Data shown:
━━━━━━━━━━━━━━━━━━━━

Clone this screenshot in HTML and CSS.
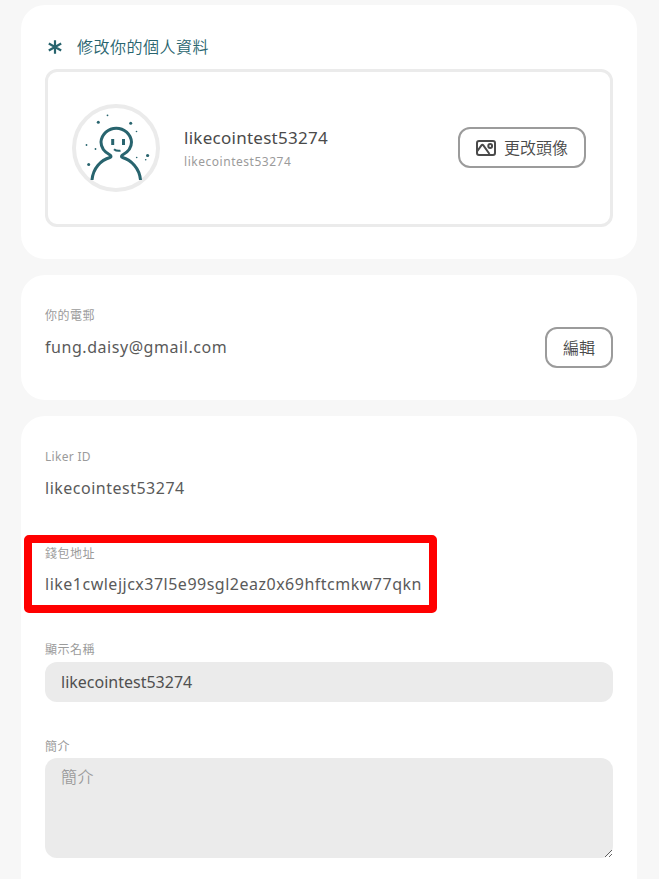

━━━━━━━━━━━━━━━━━━━━

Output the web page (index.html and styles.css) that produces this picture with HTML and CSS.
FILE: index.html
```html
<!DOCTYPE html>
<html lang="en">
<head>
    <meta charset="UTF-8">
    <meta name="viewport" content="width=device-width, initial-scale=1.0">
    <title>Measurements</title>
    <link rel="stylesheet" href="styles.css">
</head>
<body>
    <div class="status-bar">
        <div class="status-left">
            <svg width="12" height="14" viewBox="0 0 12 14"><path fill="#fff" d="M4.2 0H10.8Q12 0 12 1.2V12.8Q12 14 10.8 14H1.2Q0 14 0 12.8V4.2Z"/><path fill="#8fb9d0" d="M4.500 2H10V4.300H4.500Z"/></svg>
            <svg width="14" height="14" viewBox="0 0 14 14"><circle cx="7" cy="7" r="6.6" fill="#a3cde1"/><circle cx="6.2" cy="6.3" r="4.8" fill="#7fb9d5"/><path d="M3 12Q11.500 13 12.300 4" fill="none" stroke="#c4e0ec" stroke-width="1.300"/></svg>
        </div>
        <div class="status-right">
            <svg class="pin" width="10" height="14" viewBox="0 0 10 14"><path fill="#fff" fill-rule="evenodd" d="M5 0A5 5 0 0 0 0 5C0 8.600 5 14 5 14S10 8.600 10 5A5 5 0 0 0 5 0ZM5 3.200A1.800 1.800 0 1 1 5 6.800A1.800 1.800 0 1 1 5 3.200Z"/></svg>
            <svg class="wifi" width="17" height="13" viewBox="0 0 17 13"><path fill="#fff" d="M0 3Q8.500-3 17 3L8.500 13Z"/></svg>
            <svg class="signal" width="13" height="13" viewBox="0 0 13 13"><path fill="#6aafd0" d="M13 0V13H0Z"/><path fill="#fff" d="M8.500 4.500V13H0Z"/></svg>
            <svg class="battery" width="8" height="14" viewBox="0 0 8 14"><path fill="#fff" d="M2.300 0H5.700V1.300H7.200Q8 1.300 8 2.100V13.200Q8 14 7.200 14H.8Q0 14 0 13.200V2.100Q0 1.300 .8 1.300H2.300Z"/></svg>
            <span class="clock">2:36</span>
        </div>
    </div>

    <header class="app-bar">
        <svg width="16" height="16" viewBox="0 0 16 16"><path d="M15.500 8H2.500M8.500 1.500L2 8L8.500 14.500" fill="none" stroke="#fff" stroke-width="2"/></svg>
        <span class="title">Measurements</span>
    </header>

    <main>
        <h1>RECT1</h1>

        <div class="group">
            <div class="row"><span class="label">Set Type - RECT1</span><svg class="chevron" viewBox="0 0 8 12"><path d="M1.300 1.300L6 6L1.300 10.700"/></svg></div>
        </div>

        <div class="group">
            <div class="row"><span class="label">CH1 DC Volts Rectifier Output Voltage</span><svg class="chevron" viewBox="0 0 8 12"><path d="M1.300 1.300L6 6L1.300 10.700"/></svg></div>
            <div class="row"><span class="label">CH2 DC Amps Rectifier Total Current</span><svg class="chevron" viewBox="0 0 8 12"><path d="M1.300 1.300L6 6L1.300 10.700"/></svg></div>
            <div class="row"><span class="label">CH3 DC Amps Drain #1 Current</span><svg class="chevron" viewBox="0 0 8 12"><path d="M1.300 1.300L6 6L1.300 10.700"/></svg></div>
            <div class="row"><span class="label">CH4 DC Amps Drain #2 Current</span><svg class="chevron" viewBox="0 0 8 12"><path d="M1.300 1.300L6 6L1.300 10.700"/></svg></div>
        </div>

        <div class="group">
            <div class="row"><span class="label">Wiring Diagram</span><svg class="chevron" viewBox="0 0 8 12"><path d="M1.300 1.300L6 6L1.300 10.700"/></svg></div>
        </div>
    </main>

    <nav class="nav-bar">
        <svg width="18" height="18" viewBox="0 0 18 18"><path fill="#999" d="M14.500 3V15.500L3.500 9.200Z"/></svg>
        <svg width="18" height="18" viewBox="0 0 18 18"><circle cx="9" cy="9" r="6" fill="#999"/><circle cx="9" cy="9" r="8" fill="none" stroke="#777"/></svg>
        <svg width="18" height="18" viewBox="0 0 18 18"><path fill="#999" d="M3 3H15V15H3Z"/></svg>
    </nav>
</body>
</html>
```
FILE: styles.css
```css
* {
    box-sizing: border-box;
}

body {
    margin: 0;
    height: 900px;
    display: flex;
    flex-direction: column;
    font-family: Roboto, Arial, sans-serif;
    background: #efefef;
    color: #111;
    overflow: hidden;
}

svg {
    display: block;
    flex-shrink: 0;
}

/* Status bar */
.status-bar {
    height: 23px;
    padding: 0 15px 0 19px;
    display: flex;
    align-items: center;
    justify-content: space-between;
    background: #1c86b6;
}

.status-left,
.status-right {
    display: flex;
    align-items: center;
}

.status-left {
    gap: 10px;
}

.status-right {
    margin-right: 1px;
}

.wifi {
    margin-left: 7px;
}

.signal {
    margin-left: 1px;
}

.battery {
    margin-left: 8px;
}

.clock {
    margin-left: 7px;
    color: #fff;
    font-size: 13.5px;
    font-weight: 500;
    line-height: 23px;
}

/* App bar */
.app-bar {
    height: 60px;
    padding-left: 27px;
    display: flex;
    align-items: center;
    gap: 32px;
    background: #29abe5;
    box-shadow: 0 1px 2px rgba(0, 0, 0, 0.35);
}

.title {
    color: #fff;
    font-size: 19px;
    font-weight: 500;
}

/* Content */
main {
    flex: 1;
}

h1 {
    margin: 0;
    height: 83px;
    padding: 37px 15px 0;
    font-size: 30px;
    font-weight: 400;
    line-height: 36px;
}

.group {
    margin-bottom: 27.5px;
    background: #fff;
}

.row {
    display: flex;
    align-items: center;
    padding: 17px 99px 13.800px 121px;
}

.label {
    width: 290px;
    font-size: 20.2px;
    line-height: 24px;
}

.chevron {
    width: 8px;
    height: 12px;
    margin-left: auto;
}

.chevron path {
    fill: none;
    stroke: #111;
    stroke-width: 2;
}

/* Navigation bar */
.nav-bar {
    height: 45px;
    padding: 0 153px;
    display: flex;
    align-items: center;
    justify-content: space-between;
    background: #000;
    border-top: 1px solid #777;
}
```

━━━━━━━━━━━━━━━━━━━━

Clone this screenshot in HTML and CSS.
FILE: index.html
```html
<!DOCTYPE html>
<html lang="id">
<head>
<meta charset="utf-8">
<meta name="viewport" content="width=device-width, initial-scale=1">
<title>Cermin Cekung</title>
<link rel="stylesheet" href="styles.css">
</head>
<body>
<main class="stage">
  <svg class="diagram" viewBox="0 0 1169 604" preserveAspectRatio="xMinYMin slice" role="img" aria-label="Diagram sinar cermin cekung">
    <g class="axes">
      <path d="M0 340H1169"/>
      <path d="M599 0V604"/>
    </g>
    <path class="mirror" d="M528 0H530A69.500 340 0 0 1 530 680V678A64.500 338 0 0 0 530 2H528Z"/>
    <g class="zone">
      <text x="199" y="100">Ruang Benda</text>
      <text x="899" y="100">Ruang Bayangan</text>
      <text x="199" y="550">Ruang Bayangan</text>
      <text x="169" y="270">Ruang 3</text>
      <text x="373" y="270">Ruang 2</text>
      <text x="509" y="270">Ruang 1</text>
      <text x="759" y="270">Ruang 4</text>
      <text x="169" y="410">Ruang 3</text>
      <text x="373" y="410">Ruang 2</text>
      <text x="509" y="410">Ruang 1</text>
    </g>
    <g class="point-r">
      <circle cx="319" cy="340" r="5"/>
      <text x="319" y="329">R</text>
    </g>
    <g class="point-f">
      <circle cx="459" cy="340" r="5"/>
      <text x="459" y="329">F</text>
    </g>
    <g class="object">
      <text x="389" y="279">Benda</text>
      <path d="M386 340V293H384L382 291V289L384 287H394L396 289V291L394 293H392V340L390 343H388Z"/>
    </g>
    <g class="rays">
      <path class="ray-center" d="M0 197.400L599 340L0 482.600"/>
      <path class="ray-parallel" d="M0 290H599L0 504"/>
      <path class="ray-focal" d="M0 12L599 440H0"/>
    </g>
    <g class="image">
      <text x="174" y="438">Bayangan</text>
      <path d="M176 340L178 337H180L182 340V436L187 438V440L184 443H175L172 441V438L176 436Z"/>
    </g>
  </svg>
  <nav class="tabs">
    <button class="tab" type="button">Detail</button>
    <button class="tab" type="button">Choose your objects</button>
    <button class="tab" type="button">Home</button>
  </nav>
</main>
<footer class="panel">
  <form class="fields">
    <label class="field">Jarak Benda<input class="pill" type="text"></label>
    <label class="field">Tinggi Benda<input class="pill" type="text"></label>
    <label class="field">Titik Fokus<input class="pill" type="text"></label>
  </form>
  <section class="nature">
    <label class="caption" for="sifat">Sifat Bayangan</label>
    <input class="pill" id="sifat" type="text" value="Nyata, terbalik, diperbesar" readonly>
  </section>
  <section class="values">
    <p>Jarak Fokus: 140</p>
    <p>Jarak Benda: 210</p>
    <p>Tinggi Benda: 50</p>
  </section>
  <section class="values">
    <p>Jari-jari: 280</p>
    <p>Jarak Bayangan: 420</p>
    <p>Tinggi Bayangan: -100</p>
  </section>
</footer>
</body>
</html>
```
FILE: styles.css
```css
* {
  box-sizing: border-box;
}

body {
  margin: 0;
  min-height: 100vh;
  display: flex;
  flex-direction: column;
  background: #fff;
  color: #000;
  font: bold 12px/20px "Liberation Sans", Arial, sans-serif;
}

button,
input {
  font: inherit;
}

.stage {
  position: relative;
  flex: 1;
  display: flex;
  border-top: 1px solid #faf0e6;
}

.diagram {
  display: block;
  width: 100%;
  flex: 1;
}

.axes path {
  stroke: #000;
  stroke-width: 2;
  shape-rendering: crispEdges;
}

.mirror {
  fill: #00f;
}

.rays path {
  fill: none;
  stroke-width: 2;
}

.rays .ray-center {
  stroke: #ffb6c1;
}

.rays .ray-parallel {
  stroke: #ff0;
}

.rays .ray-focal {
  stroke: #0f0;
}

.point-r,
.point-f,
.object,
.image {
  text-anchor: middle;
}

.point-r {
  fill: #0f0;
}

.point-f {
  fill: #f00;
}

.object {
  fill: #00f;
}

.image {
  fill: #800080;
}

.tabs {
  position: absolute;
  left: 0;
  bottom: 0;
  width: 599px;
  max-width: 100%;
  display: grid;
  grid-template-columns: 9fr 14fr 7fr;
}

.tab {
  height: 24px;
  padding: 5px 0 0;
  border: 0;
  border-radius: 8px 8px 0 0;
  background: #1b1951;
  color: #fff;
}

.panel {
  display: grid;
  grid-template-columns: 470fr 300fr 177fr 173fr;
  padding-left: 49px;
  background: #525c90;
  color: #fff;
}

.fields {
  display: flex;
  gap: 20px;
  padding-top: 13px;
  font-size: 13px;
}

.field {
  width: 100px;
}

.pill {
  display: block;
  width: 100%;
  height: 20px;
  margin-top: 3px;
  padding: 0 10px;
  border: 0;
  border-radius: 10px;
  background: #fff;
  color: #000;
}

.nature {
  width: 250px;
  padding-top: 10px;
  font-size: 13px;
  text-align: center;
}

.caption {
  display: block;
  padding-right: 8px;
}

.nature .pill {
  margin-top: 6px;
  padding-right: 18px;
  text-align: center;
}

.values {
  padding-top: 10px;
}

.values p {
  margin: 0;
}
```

━━━━━━━━━━━━━━━━━━━━

What to produce: In the listing above, how many lines hold the word "Output"? Give the number and nothing more.

Correct answer: 2